This month's reviews in the Literary Review (Pages 9-11)

The Literary Review is, I must admit, one of my favourite publications, partly because of the range of books it covers. April, 2025's edition is no exception. I have been particularly intrigued to read Peter Moore's assessment of Simon Park's book, Wreckers:Disaster in the Age of Discovery, which covers the trials and tribulations of European explorers in the period after 1492. This was less glorious, according to Simon Park, than it has traditionally been viewed. There were deaths, disasters and all sorts of humiliations experienced by seafarers like Vasco da Gama, Magellan and others. This shift in perspective helps to adjust one's appreciation of the period even though the inhabitants of Central and South America or India did not apparently draw serious conclusions from the appearance of travellers from so far away.

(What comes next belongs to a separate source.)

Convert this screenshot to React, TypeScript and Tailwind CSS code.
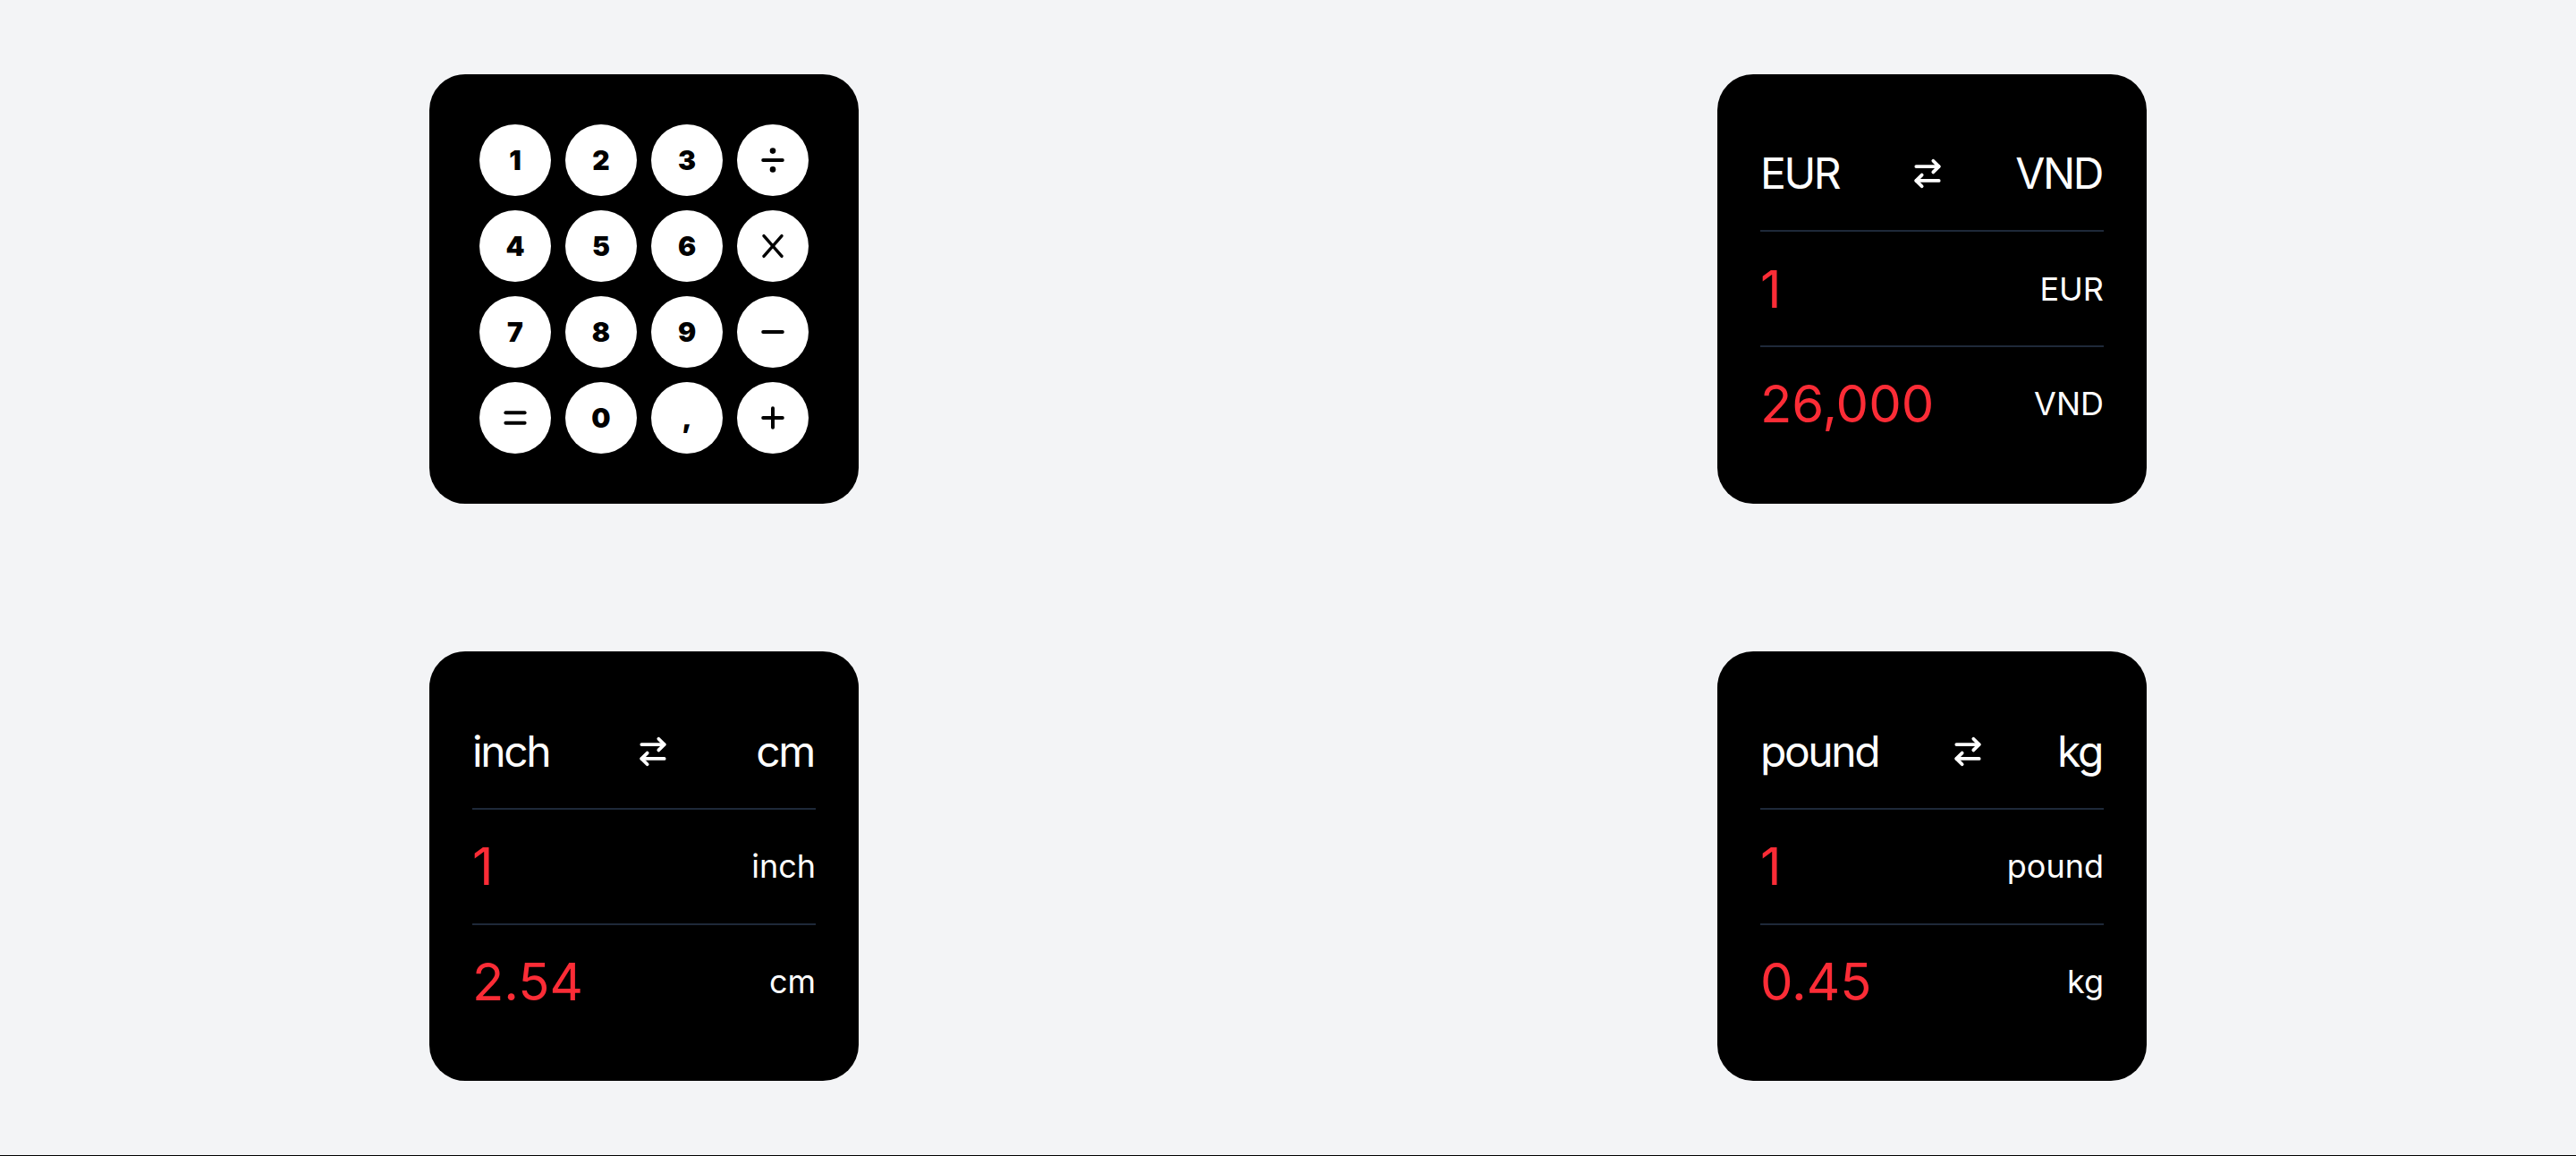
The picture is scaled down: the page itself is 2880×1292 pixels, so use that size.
import React from "react";
import { ArrowRightLeft } from "lucide-react";

const Op = ({ kind }: { kind: string }) => {
  const common = {
    stroke: "currentColor",
    strokeWidth: 4,
    strokeLinecap: "round" as const,
    fill: "none",
  };
  return (
    <svg width="28" height="28" viewBox="0 0 28 28" className="text-black">
      {kind === "div" && (
        <>
          <line x1="3.2" y1="14" x2="24.8" y2="14" {...common} />
          <circle cx="14" cy="3.6" r="3.3" fill="currentColor" />
          <circle cx="14" cy="24.4" r="3.3" fill="currentColor" />
        </>
      )}
      {kind === "mul" && (
        <>
          <line x1="4" y1="2.6" x2="24" y2="25.4" {...common} strokeWidth={3.4} />
          <line x1="24" y1="2.6" x2="4" y2="25.4" {...common} strokeWidth={3.4} />
        </>
      )}
      {kind === "sub" && <line x1="3.2" y1="14" x2="24.8" y2="14" {...common} />}
      {kind === "add" && (
        <>
          <line x1="3.2" y1="14" x2="24.8" y2="14" {...common} />
          <line x1="14" y1="3.2" x2="14" y2="24.8" {...common} />
        </>
      )}
      {kind === "eq" && (
        <>
          <line x1="3.4" y1="8.2" x2="24.6" y2="8.2" {...common} />
          <line x1="3.4" y1="19.8" x2="24.6" y2="19.8" {...common} />
        </>
      )}
    </svg>
  );
};

const keys: { label?: string; op?: string }[] = [
  { label: "1" },
  { label: "2" },
  { label: "3" },
  { op: "div" },
  { label: "4" },
  { label: "5" },
  { label: "6" },
  { op: "mul" },
  { label: "7" },
  { label: "8" },
  { label: "9" },
  { op: "sub" },
  { op: "eq" },
  { label: "0" },
  { label: "," },
  { op: "add" },
];

const Calculator = () => (
  <div className="w-[480px] h-[480px] rounded-[40px] bg-black p-14">
    <div className="grid grid-cols-4 gap-4">
      {keys.map((k, i) => (
        <div
          key={i}
          className="w-20 h-20 rounded-full bg-white flex items-center justify-center text-black text-[30px] leading-none font-black"
        >
          {k.op ? <Op kind={k.op} /> : k.label}
        </div>
      ))}
    </div>
  </div>
);

const Converter = ({
  from,
  to,
  value,
  result,
}: {
  from: string;
  to: string;
  value: string;
  result: string;
}) => (
  <div className="w-[480px] h-[480px] rounded-[40px] bg-black p-12 flex flex-col text-white">
    <div className="flex-1 flex items-center justify-between border-b-2 border-gray-800">
      <span className="text-5xl leading-none tracking-[-2.4px]">{from}</span>
      <ArrowRightLeft size={38} strokeWidth={2.4} />
      <span className="text-5xl leading-none tracking-[-2.4px] mr-[2px]">{to}</span>
    </div>
    <div className="flex-1 flex items-center justify-between border-b-2 border-gray-800">
      <span className="text-[58px] leading-none text-red-500">{value}</span>
      <span className="text-4xl leading-none">{from}</span>
    </div>
    <div className="flex-1 flex items-center justify-between">
      <span className="text-[58px] leading-none text-red-500">{result}</span>
      <span className="text-4xl leading-none">{to}</span>
    </div>
  </div>
);

export default function App() {
  return (
    <div className="h-[1292px] bg-gray-100 border-b border-black grid grid-cols-2 grid-rows-2 place-items-center font-['Inter','Liberation_Sans',sans-serif]">
      <Calculator />
      <Converter from="EUR" to="VND" value="1" result="26,000" />
      <Converter from="inch" to="cm" value="1" result="2.54" />
      <Converter from="pound" to="kg" value="1" result="0.45" />
    </div>
  );
}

There is also a review by the distinguished historian, John Guy, of Anna Whitelock's new book, The Sun Rising: James I and the Dawn of a Global Britain. Old stereotypes of his rule scarcely feature with her focus firmly on the King's failure to achieve a perfect union between his native land, Scotland, and England (and Wales). He was also unsuccessful in promoting European peace, especially after the outbreak of the Thirty Years' War. Whitelock reached the conclusion that commercial developments and the spread of new means of communication via print did more to create a sense of British identity than James's efforts to achieve legal and institutional forms of union. This is a case that one needs to study by reading her arguments.